By Katta Hules
The city council approved an update to the cross-department software Laserfiche this week. The software update, which is budgeted to cost $33,785, is essential to the digitalization of city records. “Normally we’d ask for this additional funding during the normal budgeting cycle,” City Manager Dominic Lazzaretto said, “but the software is limping into obsolescence and we’ve had a lot of issues with it that have necessitated the request to purchase this item now, in the middle of the budget cycle.”
The city has been using Laserfiche Classic document management software since 2006 to store, share and retrieve digital images of existing paper records. According to the Staff Report on the subject, “Using Laserfiche scanning and indexing technology has allowed the City to maintain consistency in image indexing procedures, maintain interdepartmental electronic access and file sharing capabilities, expedite the completion of conversion projects, and ensure adequate storage and access to public documents in accordance with the City’s document retention schedules and the California Public Records Act.” However, the system has not been updated since its installation.
Due to this lack of update, the system has been experiencing slow performance and glitches including kicking users out, hindering access and an inability to automate certain forms, according to the Staff Report. The update will improve the server, search options, coding, smooth workflow of certain operations and allow automation of e-forms among other benefits.
Lazzaretto said although the request came from the city clerk’s office, the software update affects all the city departments because “every department has some form of digital imaging needs.” The clerk’s office, in its record keeping capacity, utilizes the software the most, especially for its project to digitalize the city’s old documentation, currently kept in the basement. “All the paper that we used to put in file cabinets underneath the building is a 110 years old,” said Lazzaretto. “Laserfiche allows us to scan those documents, have them in perpetuity, have backups to them, the public can access it at any time, we can access it at any time.”

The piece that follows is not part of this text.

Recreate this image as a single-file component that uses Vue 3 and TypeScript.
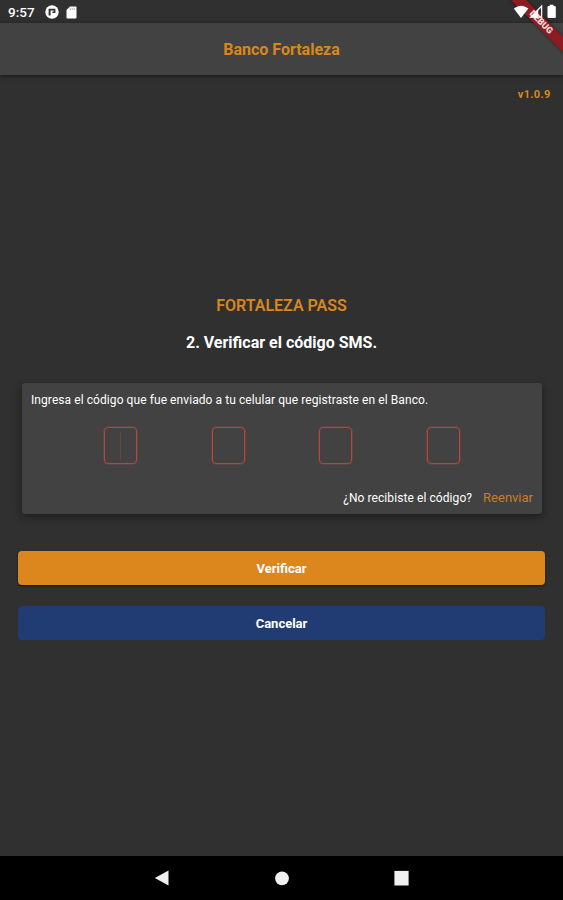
<script setup lang="ts">
import { ref } from 'vue'

const version = 'v1.0.9'
const digits = ref<string[]>(['', '', '', ''])
const focused = ref(0)
</script>

<template>
  <div class="screen">
    <header class="status">
      <span class="clock">9:57</span>
      <svg class="notif" viewBox="0 0 14 14" width="14" height="14">
        <circle cx="7" cy="7" r="6.7" fill="#fff" />
        <path d="M3.6 3.8H10.4V8H7.4V6.4H8.8V5.4H5.6V10.6H3.6Z" fill="#303030" />
      </svg>
      <svg class="sd" viewBox="0 0 11 13" width="11" height="13">
        <path d="M4 .5H9.5Q10.5.5 10.5 1.5V11.5Q10.5 12.5 9.5 12.5H1.5Q.5 12.5.5 11.5V4Z" fill="#fff" />
        <path d="M4.2 2.2V4M6.2 2.2V4M8.2 2.2V4" stroke="#8a8a8a" stroke-width=".7" />
      </svg>
      <svg class="system" viewBox="0 0 44 16" width="44" height="16">
        <path d="M.8 4.6Q8-1.2 15.4 4.6L8 14Z" fill="#fff" />
        <path d="M28.6 2V13.2H17.8Z" fill="none" stroke="#fff" stroke-width="1.3" />
        <path d="M25.2 5.6V13.2H17.8Z" fill="#fff" />
        <path d="M35.6 1.9H36.8V.7H40.5V1.9H41.7Q42.8 1.9 42.8 3V13Q42.8 14.1 41.7 14.1H35.6Q34.5 14.1 34.5 13V3Q34.5 1.9 35.6 1.9Z" fill="#fff" />
      </svg>
    </header>
    <div class="corner"><span class="ribbon">DEBUG</span></div>

    <div class="appbar"><h1>Banco Fortaleza</h1></div>

    <main>
      <p class="version">{{ version }}</p>
      <h2 class="brand">FORTALEZA PASS</h2>
      <h3 class="step">2. Verificar el código SMS.</h3>

      <section class="card">
        <p class="hint">Ingresa el código que fue enviado a tu celular que registraste en el Banco.</p>
        <div class="pins">
          <div v-for="(digit, i) in digits" :key="i" class="pin" @click="focused = i">
            {{ digit }}<span v-if="i === focused" class="caret"></span>
          </div>
        </div>
        <div class="resend">
          <span class="ask">¿No recibiste el código?</span>
          <a class="link">Reenviar</a>
        </div>
      </section>

      <div class="actions">
        <button class="btn verify"><span>Verificar</span></button>
        <button class="btn cancel"><span>Cancelar</span></button>
      </div>
    </main>

    <nav class="navbar">
      <svg viewBox="0 0 16 16" width="16" height="16"><path d="M.8 8L14.5.6V15.4Z" fill="#f0f0f0" /></svg>
      <svg viewBox="0 0 16 16" width="16" height="16"><circle cx="8" cy="8.3" r="6.9" fill="#f0f0f0" /></svg>
      <svg viewBox="0 0 16 16" width="16" height="16"><rect x=".4" y=".9" width="14.2" height="14.6" fill="#f0f0f0" /></svg>
    </nav>
  </div>
</template>

<style>
body {
  margin: 0;
  background: #303030;
}
</style>

<style scoped>
.screen {
  position: relative;
  display: flex;
  flex-direction: column;
  width: 563px;
  height: 900px;
  overflow: hidden;
  background: #303030;
  color: #fff;
  font-family: Roboto, sans-serif;
}
h1, h2, h3, p {
  margin: 0;
}
.status {
  display: flex;
  align-items: center;
  height: 23px;
  flex: none;
  padding: 0 6px 0 8px;
  box-sizing: border-box;
}
.clock {
  width: 36.5px;
  font-size: 13.5px;
  line-height: 20px;
  font-weight: 500;
}
.notif {
  margin-top: 1px;
}
.sd {
  margin: 1px 0 0 7.5px;
}
.system {
  position: relative;
  z-index: 3;
  margin-left: auto;
}
.corner {
  position: absolute;
  z-index: 2;
  top: 0;
  right: 0;
  width: 60px;
  height: 60px;
  overflow: hidden;
}
.ribbon {
  position: absolute;
  top: 17px;
  left: -12px;
  width: 100px;
  height: 11px;
  transform: rotate(45deg);
  background: #8c1b22;
  box-shadow: 0 0 3px rgba(0, 0, 0, 0.5);
  color: #f3dede;
  font-size: 9px;
  line-height: 11px;
  font-weight: 900;
  text-align: center;
}
.appbar {
  position: relative;
  z-index: 1;
  display: flex;
  align-items: center;
  justify-content: center;
  height: 52px;
  flex: none;
  background: #424242;
  box-shadow: 0 1px 4px rgba(0, 0, 0, 0.55);
}
h1 {
  padding-top: 2px;
  font-size: 16px;
  line-height: 20px;
  font-weight: 700;
  color: #d8871f;
}
main {
  display: flex;
  flex: 1;
  flex-direction: column;
}
.version {
  margin: 12px 12.5px 0 0;
  font-size: 11px;
  line-height: 16px;
  font-weight: 700;
  letter-spacing: 0.3px;
  text-align: right;
  color: #d8871f;
}
.brand {
  margin-top: 193px;
  font-size: 16px;
  line-height: 20px;
  font-weight: 600;
  text-align: center;
  color: #d8871f;
}
.step {
  margin-top: 17px;
  font-size: 16px;
  line-height: 20px;
  font-weight: 700;
  text-align: center;
}
.card {
  display: flex;
  flex-direction: column;
  box-sizing: border-box;
  height: 131px;
  margin: 30px 21px 0 22px;
  padding: 8px 9px 8px 9px;
  border-radius: 3px;
  background: #424242;
  box-shadow: 0 3px 8px rgba(0, 0, 0, 0.4);
}
.hint {
  padding-top: 1px;
  font-size: 12px;
  line-height: 16px;
  font-weight: 400;
  letter-spacing: 0.075px;
  white-space: nowrap;
}
.pins {
  display: flex;
  justify-content: space-between;
  margin: 19px 73px 0 73px;
}
.pin {
  display: flex;
  align-items: center;
  justify-content: center;
  box-sizing: border-box;
  width: 33px;
  height: 37px;
  border: 1px solid #b9453e;
  border-radius: 4px;
  box-shadow: 0 0 0 0.5px rgba(194, 71, 63, 0.5);
}
.caret {
  width: 1px;
  height: 28px;
  background: #65483b;
}
.resend {
  display: flex;
  align-items: center;
  justify-content: flex-end;
  gap: 11px;
  margin-top: auto;
  line-height: 16px;
}
.ask {
  font-size: 12px;
  letter-spacing: 0.08px;
}
.link {
  font-size: 13px;
  color: #c97f24;
}
.actions {
  display: flex;
  flex-direction: column;
  gap: 21px;
  margin: 37px 18px 0;
}
.btn {
  height: 34px;
  padding: 1px 0 0;
  border: 0;
  border-radius: 4px;
  color: #fff;
  font: 700 13px/33px Roboto, sans-serif;
}
.verify {
  background: #dc871d;
  box-shadow: 0 1px 2px rgba(0, 10, 20, 0.7);
}
.cancel {
  background: #203c72;
}
.navbar {
  display: flex;
  align-items: center;
  justify-content: center;
  gap: 104px;
  height: 44px;
  flex: none;
  background: #000;
}
</style>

Mayor Tom Beck asked how long the upgrade was likely to last.
“We like to get five to seven years out of a piece of software like this. There is an annual maintenance that will help ensure that it doesn’t get obsolete but as I mentioned earlier, we got 10 years out of the first one,” Lazzaretto answered, adding that the maintenance fee was “slightly higher” than last time but has already been budgeted for.
Mayor Pro-Tem Amundson asked if the city would need additional staff to help scan the old records.
Lazzaretto answered that the consulting staff who update the data already in place is budgeted for, including installation and training for the Fire Department which does not currently have Laserfiche. Additionally, the software “(allows) our existing clerical staff to do the scanning and the indexing and all those things. It automates all of that.”
Amundson asked if the files in the basement were already in the system. “For the most part,” Lazzaretto replied, “If you look on our website, there are really good records for the last 20 years, there’s pretty good records before that for another 10 or 15 years and then as they have time available, they keep scanning and building things into the system. Hopefully, it will be a foolproof system eventually (and) any paper we have in long term storage will be in there but as available, we finish up the projects.”
The Laserfiche update was approved unanimously. Lazzaretto said the update will “provide new capabilities that will further streamline things and make things easier on all departments.”
In addition, the council honored Brian Mejia for 20 years of service in Supervisor Michael Antonovich’s office and Arcadia High School students Michelle Deng and Lauren Ko for winning the CIF-SS Tennis Doubles Championship.
During his council report, Amundson urged holiday drivers to slow down and find another ride home if they feel intoxicated, citing the recent increase in vehicular fatalities. Both he and Councilmember Chandler suggested those who donate for the holidays consider giving to the police K9 unit for the upkeep of its dog, Zoli.
The meeting was adjourned in memory of Garry Myrdahl, co-owner of Hair Etc., former Arcadia resident and youth coach who recently passed away from bone cancer. “You never know in life,” said Beck, who knew Myrdahl. “You should live every day to its fullest.”
The city council will meet again on Jan. 17 at 7 p.m.